Day Out of Days
The old phrase “feels like someone’s walking on my grave” came to mind in the past 48 hours when I read news about the writer/director of an indie film in production, Gray State, being found dead in his home, along with his wife and five-year-old daughter, in what local Minnesota police are calling “suspicious circumstances.” The physical circumstances in which David Crowley and his family were found dead, apparently undiscovered for weeks, suggests David Crowley of Apple Valley, MN, murdered his wife and daughter then took his own life.
David and Komel Crowley / Image credit: Instagram
For several years David Crowley’s life was focused on making an indie suspense thriller with a lot of thematic similarity to my own new indie suspense thriller, Alongside Night, of which I’m the writer/director. Both our movies focused on events following the collapse of the dollar leading to a near-future America in which constitutional rights are dead and those who resist the new fascistic order are being rounded up and sent to FEMA-run detention facilities.
Both David Crowley and myself had appeared as Skyped-in guests with Alex Jones on his radio/Internet show, and received his praise for our cinematic efforts in defense of American liberty.
Both David Crowley and myself found ourselves locked out of Hollywood studio interest for our films.
There is one difference.
David Crowley was a 20-something first-time feature filmmaker who had produced only a concept trailer meant to raise production financing. By contrast Alongside Night was my second feature film, based on a novel I wrote in my 20’s, about David Crowley’s age when he started work on Gray State. My novel was published hardcover by a major New York publisher in 1979 with major literary endorsements, positive major reviews, and several awards picked up over the succeeding decades. Consequently I found the financing to cast known stars and complete production on my movie that David Crowley, despite a successful Indiegogo campaign to raise seed money, never did before his tragic death.

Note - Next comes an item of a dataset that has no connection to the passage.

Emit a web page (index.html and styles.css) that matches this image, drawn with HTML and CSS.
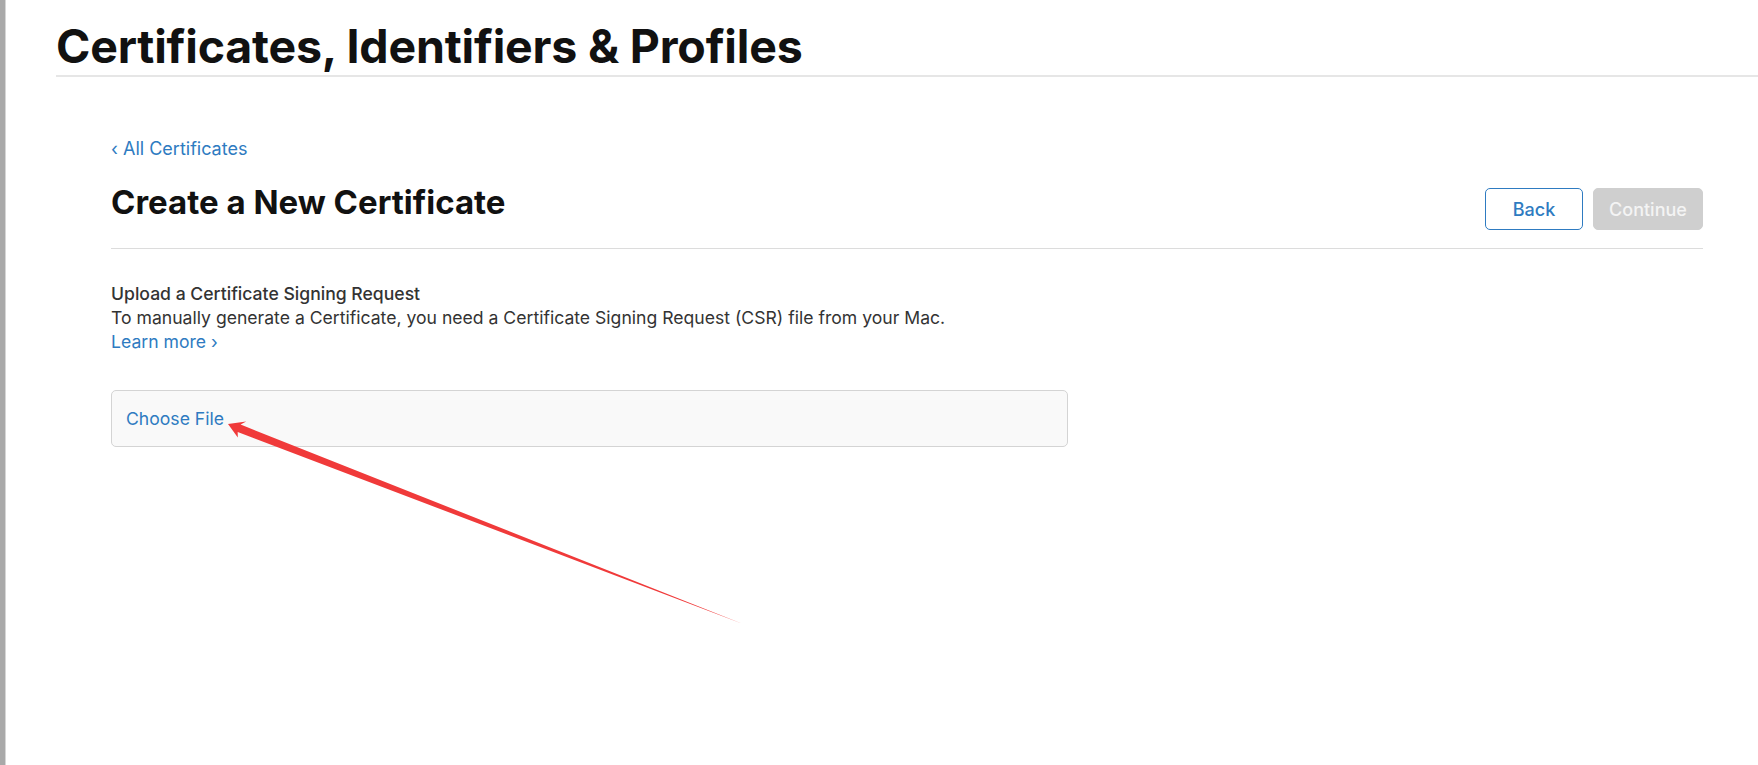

The violent death of a vocal opponent to the United States government in these post-9/11 times of secret Homeland Security warrants, arrest and indefinite detention of persons who with the stroke of a pen are classified as enemy combatants, and intrusive government spying gives way to the unthinkable: what if David Crowley didn’t take his family’s and his own life but was murdered by a clandestine operation and the crime scene engineered to cover up a political murder?
I am just paranoid enough for that possibility to scare the bejeezus out of me.
On the other hand, what if David Crowley lost hope of reaching the goal of a finished movie that I had already achieved – and in his despair lost his mind?
Neither prospect makes it easier for me to sleep at night.
But when Alongside Night does achieve commercial success in its general release later this year, I now feel that I’m not doing it only for my own cast, crew, producers and other supporters, but for David Crowley’s as well.